Portanto, em "tudo o que seja este caminho de prosseguir essa reposição e conquista de direitos, o PCP estará presente". Mas se houver "qualquer inversão deste caminho, reversão, voltar para trás, como o PSD atualmente defende e propõe, naturalmente não estaremos de acordo". Neste aspeto - e ao contrário do que fez Catarina Martins - Jerónimo salientou com clareza a posição do PCP sobre a possibilidade de não haver um aumento real de vencimentos na Função Pública: "Seria um mau caminho voltar a cortar salários ou congelá-los."

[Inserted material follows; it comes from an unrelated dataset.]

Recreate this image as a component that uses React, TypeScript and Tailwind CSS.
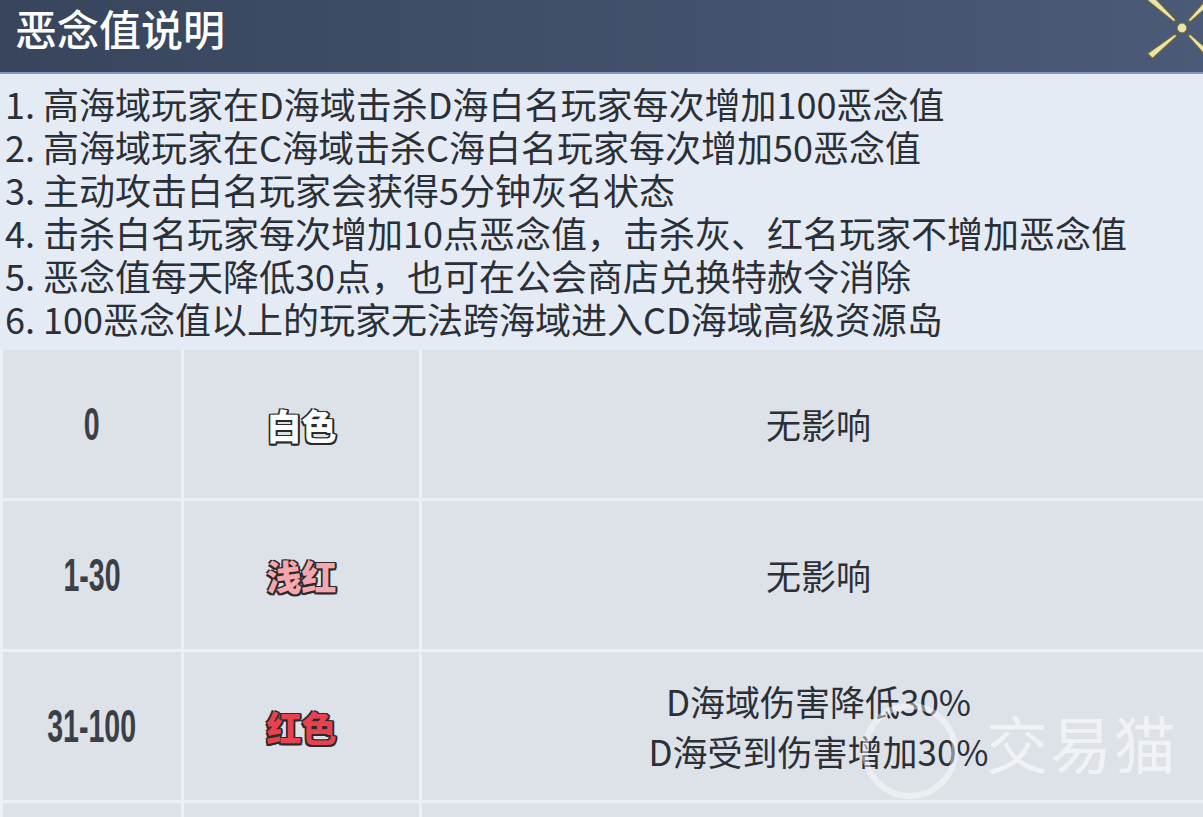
const cjk = 'font-["Noto_Sans_CJK_SC","Noto_Sans",sans-serif]';

const rules = [
  '1. 高海域玩家在D海域击杀D海白名玩家每次增加100恶念值',
  '2. 高海域玩家在C海域击杀C海白名玩家每次增加50恶念值',
  '3. 主动攻击白名玩家会获得5分钟灰名状态',
  '4. 击杀白名玩家每次增加10点恶念值，击杀灰、红名玩家不增加恶念值',
  '5. 恶念值每天降低30点，也可在公会商店兑换特赦令消除',
  '6. 100恶念值以上的玩家无法跨海域进入CD海域高级资源岛',
];

const levels = [
  { range: '0', name: '白色', color: 'text-white', effect: ['无影响'] },
  { range: '1-30', name: '浅红', color: 'text-[#f4a7ae]', effect: ['无影响'] },
  { range: '31-100', name: '红色', color: 'text-[#e8414f]', effect: ['D海域伤害降低30%', 'D海受到伤害增加30%'] },
  { range: '', name: '', color: '', effect: [] },
];

// gold cross in the corner, the right arms run off the edge
function CloseIcon() {
  return (
    <svg width="66" height="60" viewBox="0 0 66 60" className="absolute top-0 right-0">
      <g stroke="#6b6640" strokeWidth="1.2" strokeLinejoin="round" fill="#ece6a6">
        <polygon points="39,20 37,22 10.5,0.5 15.5,-4.5" />
        <polygon points="40,36 38,34 10.5,53.5 15.5,58.5" />
        <polygon points="53,22 51,20 74.5,-6.5 79.5,-1.5" />
        <polygon points="51,36 53,34 79.5,57.5 74.5,62.5" />
      </g>
      <circle cx="45" cy="28" r="5" fill="#ece6a6" stroke="#6b6640" strokeWidth="1.2" />
    </svg>
  );
}

function Watermark() {
  return (
    <div className="absolute left-[862px] top-[703px] pointer-events-none">
      <div className="w-[96px] h-[96px] rounded-full border-[6px] border-white/45" />
      <span className={`absolute left-[124px] top-[8px] text-[62px] leading-none text-white/55 tracking-[2px] whitespace-nowrap ${cjk}`}>
        交易猫
      </span>
    </div>
  );
}

export default function App() {
  return (
    <div className={`relative w-[1203px] h-[817px] overflow-hidden bg-[#e4ebf5] ${cjk}`}>
      <header className="relative h-[74px] bg-gradient-to-r from-[#38455d] to-[#4b5a77] border-b-2 border-[#8595c0] pl-[15px] pt-[4px]">
        <h1 className="text-[42px] leading-[48px] text-white font-medium">恶念值说明</h1>
        <CloseIcon />
      </header>

      <ol className="pt-[8px] pl-[5px] text-[36px] leading-[43px] text-[#2b2f36] whitespace-nowrap">
        {rules.map((r) => (
          <li key={r}>{r}</li>
        ))}
      </ol>

      <div className="mt-[10px] pl-[3px] grid grid-cols-[178px_235px_1fr] gap-[3px] bg-[#edf0f5]">
        {levels.map((lv, i) => (
          <div key={i} className="contents">
            <div className="h-[148px] bg-[#dde1e8] flex items-center justify-center">
              <span className="inline-block text-[46px] leading-none font-bold text-[#3b3f46] scale-x-[0.62] font-['Liberation_Sans',sans-serif]">
                {lv.range}
              </span>
            </div>
            <div className="h-[148px] bg-[#dde1e8] flex items-center justify-center">
              <span
                className={`text-[35px] leading-none font-black ${lv.color} [text-shadow:-1.5px_-1.5px_0_#2a2a2a,1.5px_-1.5px_0_#2a2a2a,-1.5px_1.5px_0_#2a2a2a,1.5px_1.5px_0_#2a2a2a,0_2px_0_#2a2a2a,2px_0_0_#2a2a2a]`}
              >
                {lv.name}
              </span>
            </div>
            <div className="h-[148px] bg-[#dde1e8] flex flex-col items-center justify-center pl-[12px] text-[35px] leading-[50px] text-[#2b2f36]">
              {lv.effect.map((e) => (
                <div key={e}>{e}</div>
              ))}
            </div>
          </div>
        ))}
      </div>

      <Watermark />
    </div>
  );
}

O tom de Jerónimo contrastou até com o do deputado José Luís Ferreira, que representou o PEV, partido coligado com os comunistas na CDU. ""Os Verdes" consideram que esta sessão legislativa foi muito produtiva, muito útil para os portugueses, porque representou o início da recuperação de rendimentos das famílias e a devolução de direitos perdidos com o anterior governo PSD/CDS", afirmou o deputado, para quem os acordos com o PS representam "uma segunda Constituição", havendo do PEV disponibilidade para "continuar esta caminhada" de "devolução de rendimentos e recuperação de direitos".
Entre a esquerda e a direita - inclusivamente na configuração do hemiciclo parlamentar - André Silva, do PAN, também sublinhou as virtualidades da estabilidade, pedindo "responsabilidade" a todos, tanto os da atual "solução governativa" como os da oposição.
À direita também houve sintonia - mas nas críticas à ação governativa. Tanto Sofia Galvão (PSD) como Assunção Cristas (CDS) falaram nos problemas da banca. E ambas salientaram uma visão pessimista sobre o investimento e o crescimento da economia. No caso do PSD, foi reforçado que nunca o PS poderá contar com ajuda se tiver dificuldades em fazer passar o OE 2017: "O PSD não é parte da solução em termos do próximo Orçamento do Estado."
Hoje o Presidente prosseguirá a sua ronda de contactos ouvindo parceiros sociais.